Only lines holding the string "styles" are wanted; copy each one from the material.
___
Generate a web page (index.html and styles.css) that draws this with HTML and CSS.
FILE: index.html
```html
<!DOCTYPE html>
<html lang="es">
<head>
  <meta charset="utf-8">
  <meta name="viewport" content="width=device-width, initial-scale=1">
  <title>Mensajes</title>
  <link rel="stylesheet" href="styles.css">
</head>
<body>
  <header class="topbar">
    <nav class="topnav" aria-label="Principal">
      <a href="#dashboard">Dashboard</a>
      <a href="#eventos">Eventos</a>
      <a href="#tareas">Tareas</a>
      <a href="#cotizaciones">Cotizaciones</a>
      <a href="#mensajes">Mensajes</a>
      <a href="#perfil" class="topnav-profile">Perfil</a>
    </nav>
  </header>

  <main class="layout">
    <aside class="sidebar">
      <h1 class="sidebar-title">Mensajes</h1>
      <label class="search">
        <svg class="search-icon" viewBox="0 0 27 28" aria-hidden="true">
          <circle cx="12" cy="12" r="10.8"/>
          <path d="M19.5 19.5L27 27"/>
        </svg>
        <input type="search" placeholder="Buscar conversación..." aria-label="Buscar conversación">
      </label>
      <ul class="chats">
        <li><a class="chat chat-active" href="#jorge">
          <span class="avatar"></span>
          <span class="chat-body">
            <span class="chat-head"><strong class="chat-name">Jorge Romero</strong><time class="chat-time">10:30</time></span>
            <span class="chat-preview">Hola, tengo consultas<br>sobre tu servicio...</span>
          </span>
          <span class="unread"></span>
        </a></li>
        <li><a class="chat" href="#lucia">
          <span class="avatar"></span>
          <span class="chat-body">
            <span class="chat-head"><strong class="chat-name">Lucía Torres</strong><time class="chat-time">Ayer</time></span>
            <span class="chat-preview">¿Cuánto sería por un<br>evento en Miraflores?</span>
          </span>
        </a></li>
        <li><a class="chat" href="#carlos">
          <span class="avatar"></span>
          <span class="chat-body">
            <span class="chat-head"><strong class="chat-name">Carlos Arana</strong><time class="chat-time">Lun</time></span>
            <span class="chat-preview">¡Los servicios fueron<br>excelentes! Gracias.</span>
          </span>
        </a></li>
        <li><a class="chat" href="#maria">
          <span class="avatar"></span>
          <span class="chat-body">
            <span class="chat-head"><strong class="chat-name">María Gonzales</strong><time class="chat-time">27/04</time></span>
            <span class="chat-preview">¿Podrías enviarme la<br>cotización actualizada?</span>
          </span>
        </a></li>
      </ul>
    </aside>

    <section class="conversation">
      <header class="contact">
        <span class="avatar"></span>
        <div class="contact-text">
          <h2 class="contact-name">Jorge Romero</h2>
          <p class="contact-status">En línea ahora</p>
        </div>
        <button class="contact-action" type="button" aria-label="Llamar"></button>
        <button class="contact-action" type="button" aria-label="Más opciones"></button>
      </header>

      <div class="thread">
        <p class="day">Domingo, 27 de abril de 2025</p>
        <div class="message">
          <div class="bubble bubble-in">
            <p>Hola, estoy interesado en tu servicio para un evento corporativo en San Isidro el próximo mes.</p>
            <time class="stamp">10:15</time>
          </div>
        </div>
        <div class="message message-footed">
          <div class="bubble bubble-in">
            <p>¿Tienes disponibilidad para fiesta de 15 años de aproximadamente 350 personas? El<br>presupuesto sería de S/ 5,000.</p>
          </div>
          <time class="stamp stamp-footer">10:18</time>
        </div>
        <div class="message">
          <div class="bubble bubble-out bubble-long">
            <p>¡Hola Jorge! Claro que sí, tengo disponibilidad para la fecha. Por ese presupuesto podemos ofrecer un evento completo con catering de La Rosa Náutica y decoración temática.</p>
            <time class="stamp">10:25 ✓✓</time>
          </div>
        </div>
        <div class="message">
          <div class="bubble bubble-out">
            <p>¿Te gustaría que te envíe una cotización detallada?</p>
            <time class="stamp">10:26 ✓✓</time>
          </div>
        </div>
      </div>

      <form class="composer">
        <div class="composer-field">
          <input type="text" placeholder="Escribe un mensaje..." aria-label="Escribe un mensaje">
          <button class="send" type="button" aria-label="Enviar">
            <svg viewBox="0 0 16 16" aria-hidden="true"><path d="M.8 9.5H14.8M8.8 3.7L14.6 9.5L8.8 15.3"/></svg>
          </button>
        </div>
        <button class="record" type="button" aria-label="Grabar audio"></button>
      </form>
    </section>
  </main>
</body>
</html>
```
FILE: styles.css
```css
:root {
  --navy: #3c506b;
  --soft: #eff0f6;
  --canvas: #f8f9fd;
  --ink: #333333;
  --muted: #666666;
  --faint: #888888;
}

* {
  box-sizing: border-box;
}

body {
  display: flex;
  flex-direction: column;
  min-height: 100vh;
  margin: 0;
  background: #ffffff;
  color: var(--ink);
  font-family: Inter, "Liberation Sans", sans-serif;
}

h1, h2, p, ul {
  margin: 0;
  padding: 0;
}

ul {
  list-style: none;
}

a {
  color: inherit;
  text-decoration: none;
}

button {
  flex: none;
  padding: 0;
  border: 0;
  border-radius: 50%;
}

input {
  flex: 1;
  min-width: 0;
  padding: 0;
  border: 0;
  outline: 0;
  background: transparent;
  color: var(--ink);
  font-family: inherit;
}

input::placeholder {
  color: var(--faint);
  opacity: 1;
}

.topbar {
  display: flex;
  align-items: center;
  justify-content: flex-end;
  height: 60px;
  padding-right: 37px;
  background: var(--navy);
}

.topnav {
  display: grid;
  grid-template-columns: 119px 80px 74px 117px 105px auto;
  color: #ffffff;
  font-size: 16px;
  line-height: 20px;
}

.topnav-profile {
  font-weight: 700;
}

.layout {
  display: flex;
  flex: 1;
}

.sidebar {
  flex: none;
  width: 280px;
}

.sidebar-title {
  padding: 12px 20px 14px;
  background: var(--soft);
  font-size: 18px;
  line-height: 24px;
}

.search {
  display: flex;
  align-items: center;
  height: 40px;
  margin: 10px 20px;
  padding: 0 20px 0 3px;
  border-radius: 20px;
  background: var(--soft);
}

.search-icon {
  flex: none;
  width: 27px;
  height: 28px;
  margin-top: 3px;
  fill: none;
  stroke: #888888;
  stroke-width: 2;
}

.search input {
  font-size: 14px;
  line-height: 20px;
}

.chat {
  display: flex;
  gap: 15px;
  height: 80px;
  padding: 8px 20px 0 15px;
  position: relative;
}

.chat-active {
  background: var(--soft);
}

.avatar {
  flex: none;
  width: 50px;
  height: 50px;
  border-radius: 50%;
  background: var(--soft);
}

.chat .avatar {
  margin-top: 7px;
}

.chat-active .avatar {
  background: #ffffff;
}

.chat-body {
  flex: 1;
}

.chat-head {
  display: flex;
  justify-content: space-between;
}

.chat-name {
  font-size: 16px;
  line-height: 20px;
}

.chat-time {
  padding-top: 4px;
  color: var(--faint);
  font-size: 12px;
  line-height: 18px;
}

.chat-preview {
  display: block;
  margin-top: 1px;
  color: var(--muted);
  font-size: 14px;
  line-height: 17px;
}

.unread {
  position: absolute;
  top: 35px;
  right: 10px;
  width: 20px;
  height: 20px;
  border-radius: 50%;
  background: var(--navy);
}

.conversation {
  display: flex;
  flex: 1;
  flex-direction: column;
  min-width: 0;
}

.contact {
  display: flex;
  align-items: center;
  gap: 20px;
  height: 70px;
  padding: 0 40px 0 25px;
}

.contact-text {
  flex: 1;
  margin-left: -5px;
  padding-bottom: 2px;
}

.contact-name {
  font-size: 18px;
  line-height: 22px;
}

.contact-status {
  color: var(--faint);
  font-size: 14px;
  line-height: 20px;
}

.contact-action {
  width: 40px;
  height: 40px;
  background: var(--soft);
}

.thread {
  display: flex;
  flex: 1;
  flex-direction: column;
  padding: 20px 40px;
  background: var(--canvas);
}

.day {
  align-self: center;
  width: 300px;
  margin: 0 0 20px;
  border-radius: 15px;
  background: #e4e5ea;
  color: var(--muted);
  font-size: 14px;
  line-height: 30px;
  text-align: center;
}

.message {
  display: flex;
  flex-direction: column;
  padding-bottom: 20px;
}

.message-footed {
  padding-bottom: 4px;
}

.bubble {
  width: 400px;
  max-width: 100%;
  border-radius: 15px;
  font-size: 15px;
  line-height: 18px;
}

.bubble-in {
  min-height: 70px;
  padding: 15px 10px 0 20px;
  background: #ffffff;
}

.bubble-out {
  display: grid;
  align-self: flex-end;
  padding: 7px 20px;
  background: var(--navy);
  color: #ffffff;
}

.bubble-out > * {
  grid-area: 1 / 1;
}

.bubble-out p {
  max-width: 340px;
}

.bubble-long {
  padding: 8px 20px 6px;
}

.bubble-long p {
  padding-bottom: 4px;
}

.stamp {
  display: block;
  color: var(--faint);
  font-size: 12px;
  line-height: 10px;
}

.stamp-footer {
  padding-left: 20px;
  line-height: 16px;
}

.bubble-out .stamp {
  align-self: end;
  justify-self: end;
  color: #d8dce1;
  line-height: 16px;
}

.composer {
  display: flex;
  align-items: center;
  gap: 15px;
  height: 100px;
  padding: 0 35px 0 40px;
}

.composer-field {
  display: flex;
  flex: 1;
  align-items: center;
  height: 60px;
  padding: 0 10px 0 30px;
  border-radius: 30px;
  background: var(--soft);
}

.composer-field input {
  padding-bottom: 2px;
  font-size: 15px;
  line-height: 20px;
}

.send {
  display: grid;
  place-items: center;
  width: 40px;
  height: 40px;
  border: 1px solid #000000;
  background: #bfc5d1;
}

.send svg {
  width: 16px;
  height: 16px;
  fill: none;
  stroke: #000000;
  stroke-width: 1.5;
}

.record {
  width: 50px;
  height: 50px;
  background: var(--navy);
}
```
___
The reply =
Generate a web page (index.html and styles.css) that draws this with HTML and CSS.
  <link rel="stylesheet" href="styles.css">
FILE: styles.css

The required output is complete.